4. There is no such thing as the "innocent palestinian people". They voted for a terrorist government in free elections and must now be responsible for the consequences.
5. As the former Chief Economist of a major international oil company I have studied the middle east closely and visited it often. It is not the post-renaissance West. To understand Arab mentality one must understand that they are still pre-renaissance (medieval) and tribal. They never culturally learned the lessons of cooperation, accommodation, and peaceful negotiation with non-Muslims. Instead the Koran is rife with anti-Jewish and anti-Christian sentiments, and Christians are persecuted in many Islamic countries and must pay a special tax on non-Muslims (dictated by the Koran). Therefore one must speak to them in language they understand. Reading Shakespeare's Histories reveals how enlightened medieval monarchs thought. The were (like the Russians) pathologically territorial. Murder was the way to solve problems. The Israelis have learned this lesson--although repugnant to much Western thought, it is appropriate to the environment: "Step on my toes and I'll drop a house on you". When Israeli policy followed this principle it by and large worked; when they were "proportional" (as the European anti-semites like to call it) that policy brought them more death and ruin.

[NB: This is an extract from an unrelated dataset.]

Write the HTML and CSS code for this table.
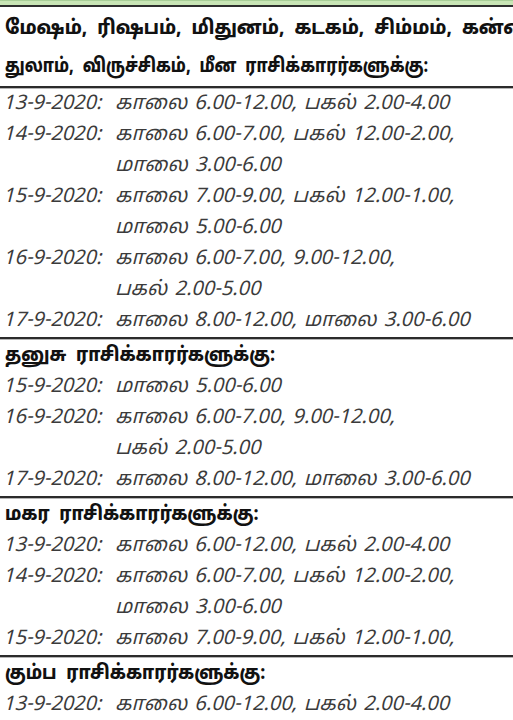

It is not for nothing that a core Arab saying is "Me against my brother; me and my brother against my father; me and my brother and my father against my tribe, me and my tribe against the world." One must speak with one's interlocutors in language they understand.
6. Many of Arab claims are outright fabrications. I refer not only to tactical matters such as invented massacres, but strategic matters. The claim to Jerusalem is one such. Jerusalem is mentioned by name in the Torah hundreds of times. It is not mentioned once on the Koran--and the Prophet (pbuh) was an educated man who certainly knew how to spell. Instead the legendary "night journey" of the Prophet was described in the Koran in the original Arabic as "to the furthest Mosque". The Prophet certainly knew geography and "the furthest mosque" from Mecca had to be somewhere in the Mahgreb (North Africa) and not Jerusalem.
7. Al Aksa is a mosque, true, but certainly not the "third holiest place in Islam" except for its political value as an attempt to wrest control of Judaism's holiest spot from the Jews. This is not the first time it has been so used. Al Aksa was just another wooden mosque originally. Later, during the conflict between the Umayyad caliphate and Mecca, it was set up in competition with Mecca for political purposes. As soon as the conflict was resolved, it was abandoned and the roof was allowed to fall in. Its modern elevation to deny Jews access to their holiest place is anti-semitism, pure and simple.
8. It is false that the Arabs cannot be anti-semites because they are semites. They are not semites (descended from Noah's son Shem) but under the Middle Eastern practice of matrilineal descent they are Hamites (descended from Noah's son Ham). The Arabs stemmed from Ishmael, whose mother was neither Jewish nor Semitic; Hagar was Sarah's Egyptian maid. At a race memory level the Arabs have never forgiven the Jews for Abraham's kicking out Ishmael for having a thoroughly bad character, and favoring Isaac. Similarly with the Prophet--originally he was very friendly with the Jews, hoping they would convert. When they refused he turned viciously anti-semitic as can be seen in the Koran.
9. The Arabs' latest demand is the resettlement in Israel of Arabs who fled at the instigation of their leaders who promised to drive the Jews into the sea and let the refugees return to take over Jewish houses. Resettlement would be tantamount to a suicide pact by the Jews even if the gross inflation of the number claimed candidates were rectified. There are hundreds of stories of Arabs showing up at Jewish doorsteps with phony claims of ownership, only to find that the real owners were Arab emigres living happily in Lebanon, to whom the Jewish residents paid rent monthly.
10. Moreover, claims of restitution are absurd; if the Arabs want restitution for lost properties, let them pay restitution for all the Jewish properties taken by Arabs. The accounts would strongly favor the Jews. One of my friends was kicked out of Egypt by Nasser because she was Jewish, and died in Paris. She had owned the largest and most elegant hotel in Cairo, the Mina. Her story was repeated hundreds of thousands of times throughout the Arab world. In fact it would make a nice Ph.D. thesis for someone to add up the potential claims for restitution by Jews whose property was taken without fair compensation by Arab governments and compare it with comparable takings by the Israelis.
11. It is a fact that there is a large groups of people, calling themselves "Palestinians" who live mostly in poverty among rich and corrupt leaders, who have failed to destroy Israel and have been held political hostage by other Arab countries who refused to resettle them after they lost war after war. It is a fact that they present a humanitarian and a long term stability problem. But they cannot be helped until they give up their dreams of conquest and revenge for imagined slights, and start behaving like other civilized nations willing to live in peace with their neighbors. Once they act like such a nation they will become one, with massive assistance from the US and Israel and token assistance from Europe and the Arab world, and not a moment sooner. But first they must learn (to modify a Western expression) on which side of their pita the hummus is spread. Can they do it? History suggests otherwise, and thus they will present a perpetual containment problem for the rest of the world and will continue to be exploited by their leaders and often live in misery. Given the virulent anti-semitic and anti-Israeli sentiments inculcated in their schools and press, it is too late for this and the new generation. A pessimist would say it will take another 50 to 100 years; an optimist would say that if they experience a massive and humiliating defeat (a la Germany and Japan in WWII) followed by unconditiional surrender, it could be done in 10 to 20 years.